Young Bod is granted the Protection of the Graveyard, which means that he is bestowed with some of the spirits' supernatural powers, such as the ability to Fade, to instill Fear and to move with ease through the physical features of the cemetery. As the child grows, the graveyard becomes his whole world: nevertheless, he feels little deprived, as it takes a village to raise a child, and Bod has one - the whole community of ghosts, each with their own outlook on life and the afterlife, who instruct him in the various skills he needs to survive in the world of the dead and, eventually the world of the living. As with all of us, some new figures from the outside world occasionally make an appearance, including Scarlet, a five-year-old girl who finds Bod during her playtime in the cemetery, now a nature reserve, and Miss Lupesco, a werewolf enlisted to watch Bod while his physical guardian is away. More than any of the others, she begins his "formal" education, which includes geography, "languages" and other skills he will need to occupy the liminal space between life and death, and the world of the living and the world of the dead.
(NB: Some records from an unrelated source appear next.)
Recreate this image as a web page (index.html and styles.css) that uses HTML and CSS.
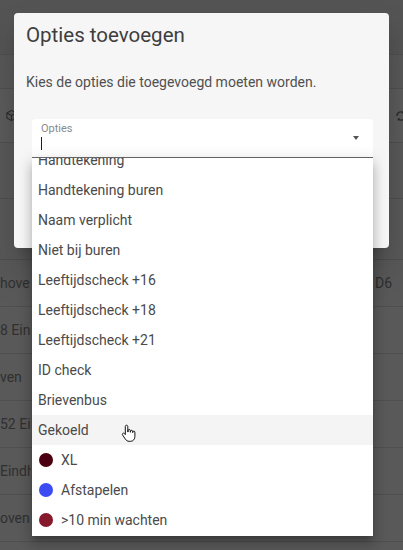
FILE: index.html
```html
<!DOCTYPE html>
<html lang="nl">
<head>
<meta charset="utf-8">
<title>Opties toevoegen</title>
<link rel="stylesheet" href="styles.css">
</head>
<body>
<div class="page">
  <div class="row row-header"></div>
  <div class="row row-sub"></div>
  <div class="row row-tools">
    <svg class="ico-cube" width="13" height="13" viewBox="0 0 24 24"><path d="M12 2.5l8.5 4.75v9.5L12 21.5l-8.5-4.75v-9.5z M3.5 7.25L12 12l8.5-4.75 M12 12v9.5" fill="none" stroke="#2c2c2c" stroke-width="2" stroke-linejoin="round"/></svg>
    <svg class="ico-refresh" width="14" height="14" viewBox="0 0 24 24"><path d="M5 12a7 7 0 0 1 12-4.9 M19 12a7 7 0 0 1-12 4.9" fill="none" stroke="#2c2c2c" stroke-width="2.4"/><path d="M17.5 3.5v4.2h-4.2z M6.5 20.5v-4.2h4.2z" fill="#2c2c2c"/></svg>
  </div>
  <div class="row row-a"></div>
  <div class="row row-b"></div>
  <div class="row row-data"><span class="cell">hove</span><span class="cell-end">D6</span></div>
  <div class="row row-data"><span class="cell">8 Ein</span></div>
  <div class="row row-data"><span class="cell">ven</span></div>
  <div class="row row-data"><span class="cell">52 Ei</span></div>
  <div class="row row-data"><span class="cell">Eindh</span></div>
  <div class="row row-data"><span class="cell">oven</span></div>
</div>

<div class="dialog">
  <h1 class="dialog-title">Opties toevoegen</h1>
  <p class="dialog-text">Kies de opties die toegevoegd moeten worden.</p>
  <div class="field">
    <span class="field-label">Opties</span>
    <span class="field-caret"></span>
    <span class="field-arrow"></span>
    <div class="menu">
      <ul class="menu-list">
        <li class="menu-item">Handtekening</li>
        <li class="menu-item">Handtekening buren</li>
        <li class="menu-item">Naam verplicht</li>
        <li class="menu-item">Niet bij buren</li>
        <li class="menu-item">Leeftijdscheck +16</li>
        <li class="menu-item">Leeftijdscheck +18</li>
        <li class="menu-item">Leeftijdscheck +21</li>
        <li class="menu-item">ID check</li>
        <li class="menu-item">Brievenbus</li>
        <li class="menu-item is-hover">Gekoeld</li>
        <li class="menu-item"><span class="dot dot-xl"></span>XL</li>
        <li class="menu-item"><span class="dot dot-blue"></span>Afstapelen</li>
        <li class="menu-item"><span class="dot dot-red"></span>&gt;10 min wachten</li>
      </ul>
    </div>
  </div>
</div>

<svg class="cursor" width="15" height="18" viewBox="0 0 15 18"><path d="M5.5 1.2c.8 0 1.3.6 1.3 1.3V8h.3V6.6c0-.7.5-1.1 1.1-1.1s1.1.4 1.1 1.1V8.2h.3V7.3c0-.6.5-1 1-1s1 .4 1 1v1.2h.3V8c0-.6.5-.9 1-.9s1 .4 1 1v4.4c0 2.600-1.700 4.800-4.300 4.800H8.1c-1.600 0-2.700-.8-3.600-2L1.6 11c-.4-.6-.3-1.300.3-1.700.6-.4 1.300-.2 1.700.3l.7 1V2.5c0-.7.5-1.300 1.200-1.300z" fill="#fff" stroke="#111" stroke-width="1"/></svg>
</body>
</html>
```

FILE: styles.css
```css
* { box-sizing: border-box; }
html, body { margin: 0; padding: 0; }
body {
  width: 403px;
  height: 550px;
  overflow: hidden;
  background: #595959;
  font-family: Roboto, "Liberation Sans", sans-serif;
  position: relative;
}

/* dimmed page behind the dialog */
.page { display: flex; flex-direction: column; }
.row {
  border-bottom: 1px solid #4f4f4f;
  display: flex;
  align-items: center;
  justify-content: space-between;
}
.row-header { height: 55px; background: #545454; }
.row-sub { height: 34px; background: #585858; }
.row-tools { height: 54px; background: #5b5b5b; padding: 0 0 0 5px; }
.row-a { height: 56px; }
.row-b { height: 61px; }
.row-data { height: 47px; font-size: 14px; color: #303030; }
.cell { display: block; width: 31px; overflow: hidden; white-space: nowrap; }
.cell-end { padding-right: 11px; }
.ico-refresh { margin-right: -5px; }

/* dialog */
.dialog {
  position: absolute;
  left: 14px;
  top: 13px;
  width: 375px;
  height: 235px;
  background: #f6f6f6;
  border-radius: 4px;
  padding: 10px 16px 0 12px;
  box-shadow: 0 11px 15px -7px rgba(0,0,0,.2), 0 24px 38px 3px rgba(0,0,0,.14);
}
.dialog-title {
  margin: 0;
  font-size: 20.5px;
  line-height: 24px;
  font-weight: 400;
  color: #3e3e3e;
}
.dialog-text {
  margin: 25px 0 0;
  font-size: 14px;
  line-height: 20px;
  color: #505050;
}

.field {
  position: relative;
  margin: 27px 0 0 6px;
  width: 341px;
  height: 39px;
  background: #fff;
  border-radius: 4px 4px 0 0;
  border-bottom: 1px solid #6a6a6a;
}
.field-label {
  position: absolute;
  left: 9px;
  top: 3px;
  font-size: 11px;
  color: #8a8a8a;
}
.field-caret {
  position: absolute;
  left: 9px;
  top: 18px;
  width: 1px;
  height: 13px;
  background: #222;
}
.field-arrow {
  position: absolute;
  right: 14px;
  top: 17px;
  border-left: 3.5px solid transparent;
  border-right: 3.5px solid transparent;
  border-top: 4px solid #555;
}

.menu {
  position: absolute;
  left: 0;
  top: 39px;
  width: 341px;
  height: 378px;
  background: #fff;
  overflow: hidden;
  box-shadow: 0 5px 5px -3px rgba(0,0,0,.2), 0 8px 10px 1px rgba(0,0,0,.14), 0 3px 14px 2px rgba(0,0,0,.12);
}
.menu-list {
  list-style: none;
  margin: -13px 0 0;
  padding: 0;
}
.menu-item {
  height: 30px;
  display: flex;
  align-items: center;
  padding-left: 6px;
  font-size: 14px;
  color: #4a4a4a;
}
.menu-item.is-hover { background: #f4f4f4; }
.dot {
  width: 14px;
  height: 14px;
  border-radius: 50%;
  margin: 0 8px 0 1px;
}
.dot-xl { background: #4a0010; }
.dot-blue { background: #3c4cf2; }
.dot-red { background: #861a2c; }

.cursor {
  position: absolute;
  left: 121px;
  top: 424px;
}
```
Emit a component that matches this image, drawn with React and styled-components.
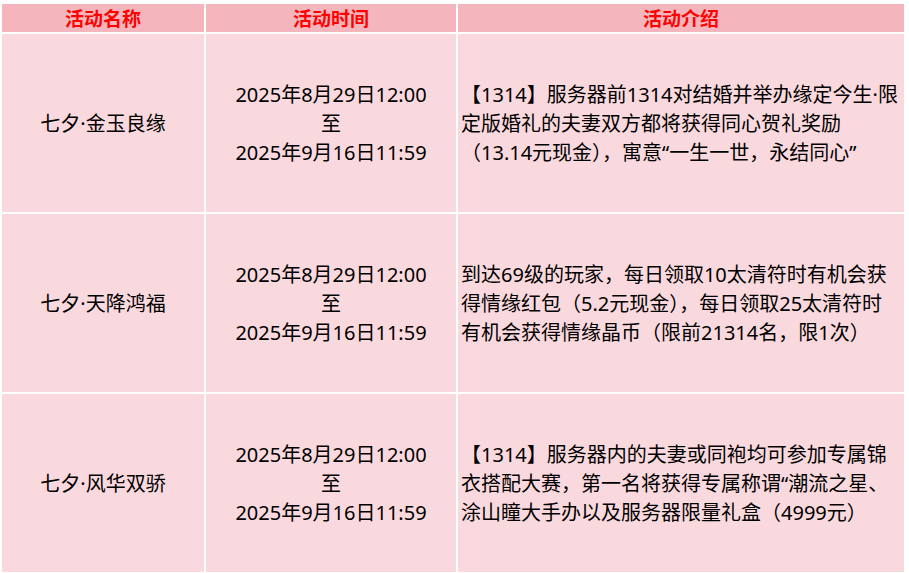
import React from "react";
import styled, { createGlobalStyle } from "styled-components";

const GlobalStyle = createGlobalStyle`
  html, body {
    margin: 0;
    padding: 0;
    background: #ffffff;
  }
  body {
    font-family: "Noto Sans", "Noto Sans CJK SC", sans-serif;
  }
`;

const Table = styled.div`
  display: grid;
  grid-template-columns: 202px 250px 446px;
  grid-auto-rows: 178px;
  grid-template-rows: 28px;
  gap: 2px;
  padding: 4px 5px 0 2px;
  height: 573px;
  box-sizing: border-box;
  overflow: hidden;
  background: #ffffff;
`;

const HeadCell = styled.div`
  background: #f4b6bc;
  color: #ff0000;
  font-family: "Noto Sans CJK SC", sans-serif;
  font-weight: 700;
  font-size: 19px;
  line-height: 28px;
  text-align: center;
`;

const Cell = styled.div`
  background: #fad9de;
  color: #000000;
  font-size: 20px;
  line-height: 29px;
  display: flex;
  align-items: center;
  justify-content: ${(p) => (p.$left ? "flex-start" : "center")};
  text-align: ${(p) => (p.$left ? "left" : "center")};
  padding: ${(p) => (p.$left ? "0 0 0 3px" : "0")};
  white-space: nowrap;
`;

const Lines = styled.div`
  display: flex;
  flex-direction: column;
`;

const rows = [
  {
    name: "七夕·金玉良缘",
    start: "2025年8月29日12:00",
    end: "2025年9月16日11:59",
    desc: [
      "【1314】服务器前1314对结婚并举办缘定今生·限",
      "定版婚礼的夫妻双方都将获得同心贺礼奖励",
      "（13.14元现金），寓意“一生一世，永结同心”",
    ],
  },
  {
    name: "七夕·天降鸿福",
    start: "2025年8月29日12:00",
    end: "2025年9月16日11:59",
    desc: [
      "到达69级的玩家，每日领取10太清符时有机会获",
      "得情缘红包（5.2元现金），每日领取25太清符时",
      "有机会获得情缘晶币（限前21314名，限1次）",
    ],
  },
  {
    name: "七夕·风华双骄",
    start: "2025年8月29日12:00",
    end: "2025年9月16日11:59",
    desc: [
      "【1314】服务器内的夫妻或同袍均可参加专属锦",
      "衣搭配大赛，第一名将获得专属称谓“潮流之星、",
      "涂山瞳大手办以及服务器限量礼盒（4999元）",
    ],
  },
];

const App = () => {
  return (
    <>
      <GlobalStyle />
      <Table>
        <HeadCell>活动名称</HeadCell>
        <HeadCell>活动时间</HeadCell>
        <HeadCell>活动介绍</HeadCell>
        {rows.map((r) => (
          <React.Fragment key={r.name}>
            <Cell>{r.name}</Cell>
            <Cell>
              <Lines>
                <span>{r.start}</span>
                <span>至</span>
                <span>{r.end}</span>
              </Lines>
            </Cell>
            <Cell $left>
              <Lines>
                {r.desc.map((line) => (
                  <span key={line}>{line}</span>
                ))}
              </Lines>
            </Cell>
          </React.Fragment>
        ))}
      </Table>
    </>
  );
};

export default App;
This beautifully written, poignant novel is full of the wisdom of the ages which even the young (and young at heart) will appreciate. (âYou're always you, and that don't change, and you're always changing, and there's nothing you can do about it.â; âIt's like the people who believe they'll be happy if they go and live somewhere else, but who learn it doesn't work that way. Wherever you go, you take yourself with you.") Although it's definitely heavy material, it's full of important lessons, such as bravery, loyalty, and love of a supportive community, even an adopted one. It turns on its head the typical trope about graveyards as a scary and threatening place. The author even wrote about this, regarding how he composed the ending: he had seen a documentary about South American death squads. The segment told the story of a young girl who had hidden every night in a mausoleum, where the death squads were afraid to tread, which had saved her. The cemetery then became rather than a place of ominous foreboding, a place of safety and refuge.

The end is quite bittersweet, as Bod loses his ability when coming upon adulthood, and, subsequently, a loss of innocence, to see and engage with his spirit "family," and thus must go out into the Big World to make his mark. It appears that he can't go home again... at least until he has lived his life. Only then can he return home, if he chooses, for the last time. Some of the novel's themes, such as Bod's leaving home at long last, with a few bucks in his pocket, to make his way on his own, now far removed from the protection of his ghost adoptive parents, will be far more poignant and heartbreaking for adults than children, I'll wager, but readers of any age will thoroughly enjoy this book. One of my favorite passages, in fact, reads as follows: "I had set out to write a book about childhood... I was now writing about being a parent, and the fundamental most comical tragedy of parenthood: that if you do your job properly, if you, as a parent, raise your children well, they won't need you anymore. If you did it properly, they go away. And they have lives and they have families and they have futures." Poignant, indeed.

This edition also includes some goodies for real fans: it features the acceptance speech the author gave when the book won the Newberry Prize, well deserved, as well as some handwritten pages of the original and some of the illustrations.